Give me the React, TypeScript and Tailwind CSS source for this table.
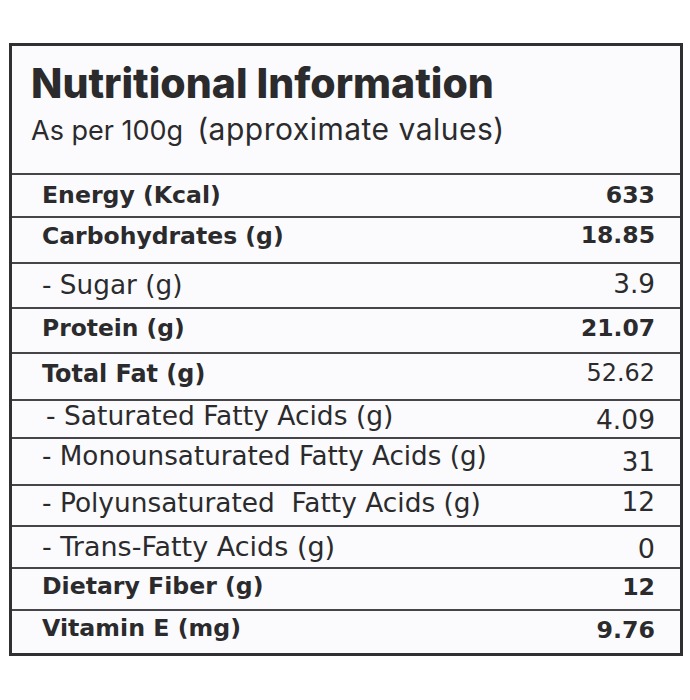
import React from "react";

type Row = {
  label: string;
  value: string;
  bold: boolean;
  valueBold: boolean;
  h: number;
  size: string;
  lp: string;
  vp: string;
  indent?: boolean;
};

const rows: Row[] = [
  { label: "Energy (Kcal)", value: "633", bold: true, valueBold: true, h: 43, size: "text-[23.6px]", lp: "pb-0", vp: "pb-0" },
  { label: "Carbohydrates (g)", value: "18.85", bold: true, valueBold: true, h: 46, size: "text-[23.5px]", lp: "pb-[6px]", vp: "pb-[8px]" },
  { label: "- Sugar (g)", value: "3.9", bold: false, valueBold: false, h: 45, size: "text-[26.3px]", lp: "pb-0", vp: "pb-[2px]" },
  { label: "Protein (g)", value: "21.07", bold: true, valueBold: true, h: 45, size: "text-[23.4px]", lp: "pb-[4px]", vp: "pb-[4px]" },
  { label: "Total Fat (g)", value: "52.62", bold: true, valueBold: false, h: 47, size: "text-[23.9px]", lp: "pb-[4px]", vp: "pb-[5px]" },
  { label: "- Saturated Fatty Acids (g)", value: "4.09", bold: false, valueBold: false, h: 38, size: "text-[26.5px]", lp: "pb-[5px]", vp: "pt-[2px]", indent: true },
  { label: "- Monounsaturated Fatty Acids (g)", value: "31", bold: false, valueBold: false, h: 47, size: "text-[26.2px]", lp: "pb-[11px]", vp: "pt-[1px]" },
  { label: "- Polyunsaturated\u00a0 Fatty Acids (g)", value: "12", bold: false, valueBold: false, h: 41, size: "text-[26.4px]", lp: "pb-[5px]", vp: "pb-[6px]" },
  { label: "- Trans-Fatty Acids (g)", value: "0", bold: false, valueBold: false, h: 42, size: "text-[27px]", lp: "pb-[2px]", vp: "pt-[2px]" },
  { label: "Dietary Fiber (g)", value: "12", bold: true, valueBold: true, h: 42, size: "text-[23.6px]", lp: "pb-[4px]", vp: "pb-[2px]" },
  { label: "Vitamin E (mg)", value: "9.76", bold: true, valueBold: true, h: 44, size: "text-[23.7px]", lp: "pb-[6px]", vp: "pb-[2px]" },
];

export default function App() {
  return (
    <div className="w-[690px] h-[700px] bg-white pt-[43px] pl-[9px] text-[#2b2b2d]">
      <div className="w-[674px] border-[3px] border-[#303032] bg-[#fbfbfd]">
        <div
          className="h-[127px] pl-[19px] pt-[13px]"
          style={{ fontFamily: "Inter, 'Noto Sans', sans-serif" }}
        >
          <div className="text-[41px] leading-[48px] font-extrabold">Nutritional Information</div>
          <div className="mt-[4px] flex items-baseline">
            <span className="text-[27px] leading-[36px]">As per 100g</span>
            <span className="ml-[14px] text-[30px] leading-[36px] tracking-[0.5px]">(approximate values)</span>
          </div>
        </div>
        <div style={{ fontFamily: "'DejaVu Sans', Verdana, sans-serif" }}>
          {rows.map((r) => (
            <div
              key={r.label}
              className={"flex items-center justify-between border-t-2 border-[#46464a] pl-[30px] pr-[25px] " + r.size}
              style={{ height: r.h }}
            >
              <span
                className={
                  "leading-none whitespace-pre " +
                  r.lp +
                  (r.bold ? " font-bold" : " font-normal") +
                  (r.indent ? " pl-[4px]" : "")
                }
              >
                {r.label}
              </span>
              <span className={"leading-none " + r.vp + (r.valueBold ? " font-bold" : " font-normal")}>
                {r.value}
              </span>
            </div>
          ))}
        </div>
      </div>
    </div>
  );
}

- - - -

*Instruction*
Leave out the pictures and retype every line above exactly.

*In response*
Give me the React, TypeScript and Tailwind CSS source for this table.
import React from "react";

type Row = {
  label: string;
  value: string;
  bold: boolean;
  valueBold: boolean;
  h: number;
  size: string;
  lp: string;
  vp: string;
  indent?: boolean;
};

const rows: Row[] = [
  { label: "Energy (Kcal)", value: "633", bold: true, valueBold: true, h: 43, size: "text-[23.6px]", lp: "pb-0", vp: "pb-0" },
  { label: "Carbohydrates (g)", value: "18.85", bold: true, valueBold: true, h: 46, size: "text-[23.5px]", lp: "pb-[6px]", vp: "pb-[8px]" },
  { label: "- Sugar (g)", value: "3.9", bold: false, valueBold: false, h: 45, size: "text-[26.3px]", lp: "pb-0", vp: "pb-[2px]" },
  { label: "Protein (g)", value: "21.07", bold: true, valueBold: true, h: 45, size: "text-[23.4px]", lp: "pb-[4px]", vp: "pb-[4px]" },
  { label: "Total Fat (g)", value: "52.62", bold: true, valueBold: false, h: 47, size: "text-[23.9px]", lp: "pb-[4px]", vp: "pb-[5px]" },
  { label: "- Saturated Fatty Acids (g)", value: "4.09", bold: false, valueBold: false, h: 38, size: "text-[26.5px]", lp: "pb-[5px]", vp: "pt-[2px]", indent: true },
  { label: "- Monounsaturated Fatty Acids (g)", value: "31", bold: false, valueBold: false, h: 47, size: "text-[26.2px]", lp: "pb-[11px]", vp: "pt-[1px]" },
  { label: "- Polyunsaturated\u00a0 Fatty Acids (g)", value: "12", bold: false, valueBold: false, h: 41, size: "text-[26.4px]", lp: "pb-[5px]", vp: "pb-[6px]" },
  { label: "- Trans-Fatty Acids (g)", value: "0", bold: false, valueBold: false, h: 42, size: "text-[27px]", lp: "pb-[2px]", vp: "pt-[2px]" },
  { label: "Dietary Fiber (g)", value: "12", bold: true, valueBold: true, h: 42, size: "text-[23.6px]", lp: "pb-[4px]", vp: "pb-[2px]" },
  { label: "Vitamin E (mg)", value: "9.76", bold: true, valueBold: true, h: 44, size: "text-[23.7px]", lp: "pb-[6px]", vp: "pb-[2px]" },
];

export default function App() {
  return (
    <div className="w-[690px] h-[700px] bg-white pt-[43px] pl-[9px] text-[#2b2b2d]">
      <div className="w-[674px] border-[3px] border-[#303032] bg-[#fbfbfd]">
        <div
          className="h-[127px] pl-[19px] pt-[13px]"
          style={{ fontFamily: "Inter, 'Noto Sans', sans-serif" }}
        >
          <div className="text-[41px] leading-[48px] font-extrabold">Nutritional Information</div>
          <div className="mt-[4px] flex items-baseline">
            <span className="text-[27px] leading-[36px]">As per 100g</span>
            <span className="ml-[14px] text-[30px] leading-[36px] tracking-[0.5px]">(approximate values)</span>
          </div>
        </div>
        <div style={{ fontFamily: "'DejaVu Sans', Verdana, sans-serif" }}>
          {rows.map((r) => (
            <div
              key={r.label}
              className={"flex items-center justify-between border-t-2 border-[#46464a] pl-[30px] pr-[25px] " + r.size}
              style={{ height: r.h }}
            >
              <span
                className={
                  "leading-none whitespace-pre " +
                  r.lp +
                  (r.bold ? " font-bold" : " font-normal") +
                  (r.indent ? " pl-[4px]" : "")
                }
              >
                {r.label}
              </span>
              <span className={"leading-none " + r.vp + (r.valueBold ? " font-bold" : " font-normal")}>
                {r.value}
              </span>
            </div>
          ))}
        </div>
      </div>
    </div>
  );
}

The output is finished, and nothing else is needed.